DIRECTIVE. Pull every "with" line out of the data below.

GIVEN RECORDS.
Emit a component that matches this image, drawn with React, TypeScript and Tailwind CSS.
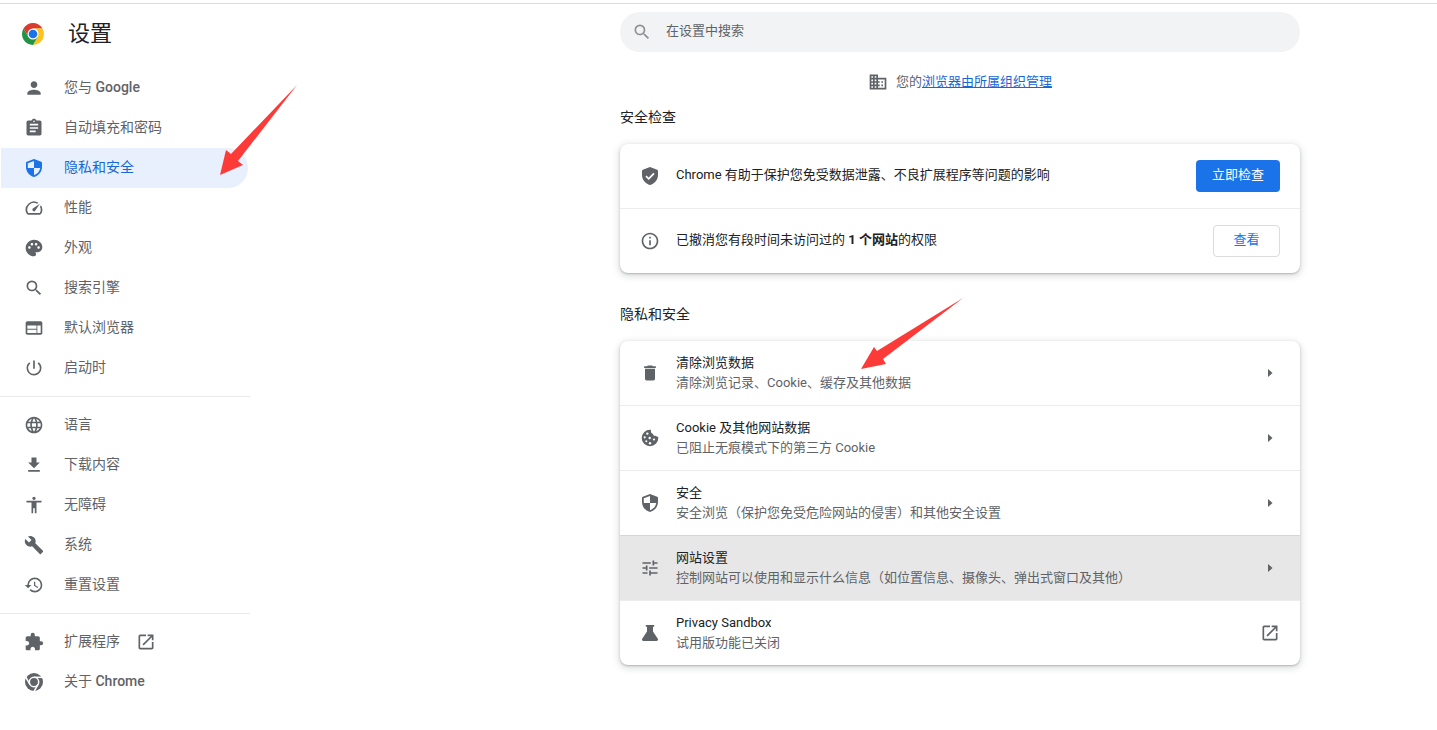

---

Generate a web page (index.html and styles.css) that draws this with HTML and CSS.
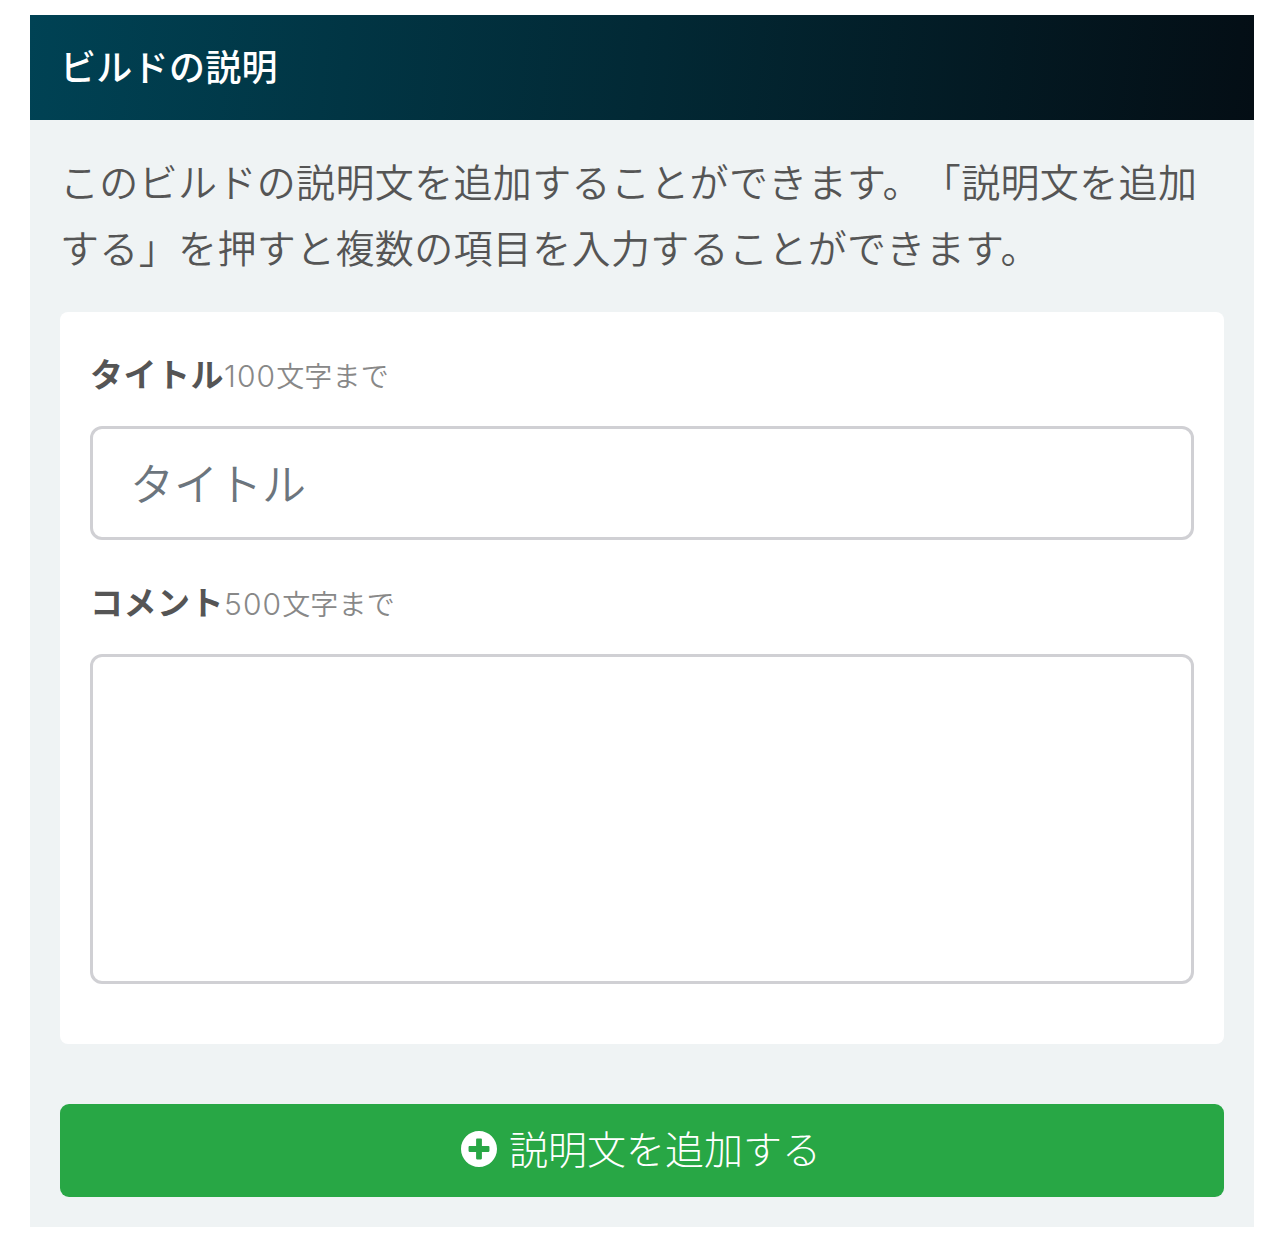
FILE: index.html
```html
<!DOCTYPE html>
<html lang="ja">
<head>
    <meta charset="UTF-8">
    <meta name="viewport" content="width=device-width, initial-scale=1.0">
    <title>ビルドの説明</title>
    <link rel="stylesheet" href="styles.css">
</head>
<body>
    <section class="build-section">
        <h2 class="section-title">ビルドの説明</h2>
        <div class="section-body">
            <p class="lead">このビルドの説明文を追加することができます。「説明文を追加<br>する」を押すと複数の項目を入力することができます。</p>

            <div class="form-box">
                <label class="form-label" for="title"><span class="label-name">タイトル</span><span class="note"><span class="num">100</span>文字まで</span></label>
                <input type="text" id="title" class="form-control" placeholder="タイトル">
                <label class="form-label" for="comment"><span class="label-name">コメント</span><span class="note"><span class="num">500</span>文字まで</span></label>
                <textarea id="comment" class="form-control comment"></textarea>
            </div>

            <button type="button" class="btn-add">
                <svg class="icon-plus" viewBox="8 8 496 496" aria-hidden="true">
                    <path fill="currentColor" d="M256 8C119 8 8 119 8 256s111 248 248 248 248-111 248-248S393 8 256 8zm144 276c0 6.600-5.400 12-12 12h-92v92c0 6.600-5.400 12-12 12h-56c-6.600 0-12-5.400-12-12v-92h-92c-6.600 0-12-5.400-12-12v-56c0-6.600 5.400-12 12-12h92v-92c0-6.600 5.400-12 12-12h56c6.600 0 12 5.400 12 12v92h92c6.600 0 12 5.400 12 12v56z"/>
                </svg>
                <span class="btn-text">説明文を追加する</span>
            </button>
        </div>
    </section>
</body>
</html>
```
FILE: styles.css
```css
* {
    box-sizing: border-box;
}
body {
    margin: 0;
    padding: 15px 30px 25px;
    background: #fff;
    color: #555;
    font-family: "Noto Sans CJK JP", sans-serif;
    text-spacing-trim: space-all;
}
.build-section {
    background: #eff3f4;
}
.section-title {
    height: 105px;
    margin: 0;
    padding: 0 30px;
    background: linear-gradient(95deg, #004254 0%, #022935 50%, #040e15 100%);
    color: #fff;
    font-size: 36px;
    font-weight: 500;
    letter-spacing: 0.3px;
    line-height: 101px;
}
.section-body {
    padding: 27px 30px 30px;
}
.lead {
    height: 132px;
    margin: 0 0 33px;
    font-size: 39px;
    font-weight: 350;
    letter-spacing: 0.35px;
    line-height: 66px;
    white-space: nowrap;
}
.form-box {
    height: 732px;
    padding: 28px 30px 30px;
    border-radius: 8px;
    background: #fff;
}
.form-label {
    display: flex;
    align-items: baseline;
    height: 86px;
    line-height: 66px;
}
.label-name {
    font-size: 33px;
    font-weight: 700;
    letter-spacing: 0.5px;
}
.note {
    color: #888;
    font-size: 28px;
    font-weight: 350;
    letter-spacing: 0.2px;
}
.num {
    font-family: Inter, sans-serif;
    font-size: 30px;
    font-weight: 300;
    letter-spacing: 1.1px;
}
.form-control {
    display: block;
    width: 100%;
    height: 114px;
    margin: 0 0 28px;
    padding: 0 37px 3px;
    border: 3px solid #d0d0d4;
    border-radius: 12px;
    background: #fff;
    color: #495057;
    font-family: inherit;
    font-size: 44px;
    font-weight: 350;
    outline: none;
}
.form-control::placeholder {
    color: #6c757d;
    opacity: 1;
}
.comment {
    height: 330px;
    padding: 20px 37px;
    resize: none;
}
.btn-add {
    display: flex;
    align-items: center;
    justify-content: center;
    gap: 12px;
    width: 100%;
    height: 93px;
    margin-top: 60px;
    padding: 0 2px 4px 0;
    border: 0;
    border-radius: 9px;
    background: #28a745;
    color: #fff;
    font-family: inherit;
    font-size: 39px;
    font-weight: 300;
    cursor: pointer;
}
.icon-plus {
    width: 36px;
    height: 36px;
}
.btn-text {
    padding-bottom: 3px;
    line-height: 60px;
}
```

...

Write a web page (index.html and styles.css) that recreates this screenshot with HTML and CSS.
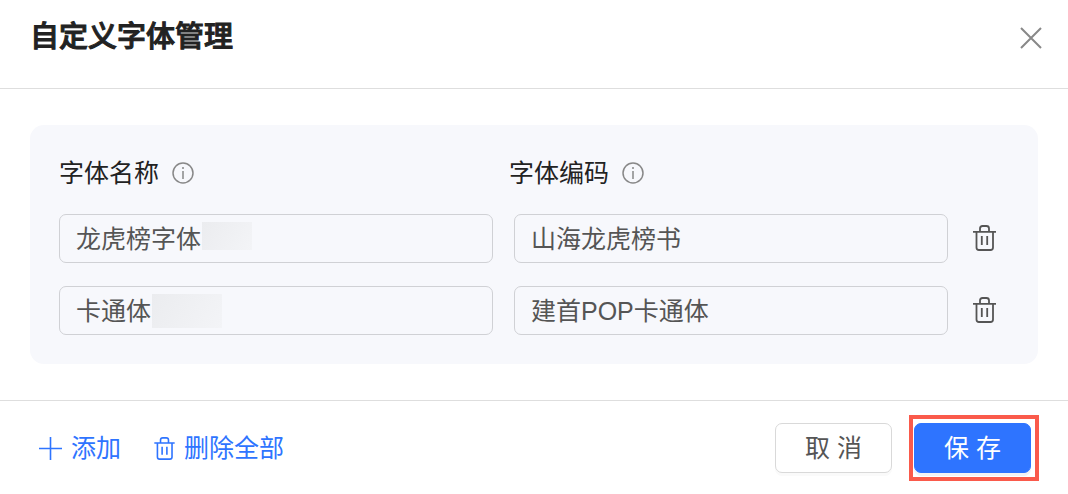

FULL ANSWER.
Emit a component that matches this image, drawn with React, TypeScript and Tailwind CSS.
Generate a web page (index.html and styles.css) that draws this with HTML and CSS.
Write a web page (index.html and styles.css) that recreates this screenshot with HTML and CSS.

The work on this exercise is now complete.